NAME
HTML::Embellish - Typographically enhance HTML trees
VERSION
This document describes version 0.08 of HTML::Embellish, released August 18, 2012.
SYNOPSIS
use HTML::Embellish;
use HTML::TreeBuilder;
my $html = HTML::TreeBuilder->new_from_file(...);
embellish($html);
DESCRIPTION
HTML::Embellish adds typographical enhancements to HTML text. It converts certain ASCII characters to Unicode characters. It converts quotation marks and apostrophes into curly quotes. It converts hyphens into em-dashes. It inserts non-breaking spaces between the periods of an ellipsis. (It doesn't use the HORIZONTAL ELLIPSIS character (U+2026), because I like more space in my ellipses.)
INTERFACE
embellish($html, ...)
-
This subroutine (exported by default) is the main entry point. It's a shortcut for
HTML::Embellish->new(...)->process($html)
.If you're going to process several trees with the same parameters, the object-oriented interface will be slightly more efficient.

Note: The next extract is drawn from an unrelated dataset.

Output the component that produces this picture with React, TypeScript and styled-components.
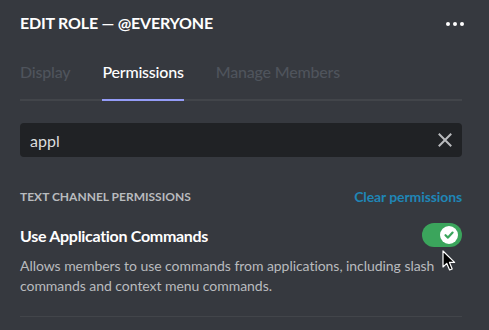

$emb = HTML::Embellish->new(flag => value, ...)
-
This creates an HTML::Embellish object that will perform the specified enhancements. These are the (optional) flags that you can pass:
dashes
-
If true, converts sequences of hyphens into em-dashes. Two or 3 hyphens become one em-dash. Four hyphens become two em-dashes. Any other sequence of hyphens is not changed.
ellipses
-
If true, inserts non-breaking spaces between the periods making up an ellipsis. Also converts the space before an ellipsis that appears to end a sentence to a non-breaking space.
hellip
-
If true, converts the … character to 3 periods. (To insert non-breaking spaces between them, also set
ellipses
to true.) This defaults to the value ofellipses
. space_ellipses
-
If true, adds whitespace around ellipses when necessary. This defaults to the value of
ellipses
. quotes
-
If true, converts quotation marks and apostrophes into curly quotes.
default
-
This is the default value used for flags that you didn't specify. It defaults to 1 (enabled). The main reason for using this flag is to disable any enhancements that might be introduced in future versions of HTML::Embellish.
$emb->process($html)
-
The
process
method enhances the content of the HTML::Element you pass in. You can pass the root element to process the entire tree, or any sub-element to process just that part of the tree. The tree is modified in-place; the return value is not meaningful.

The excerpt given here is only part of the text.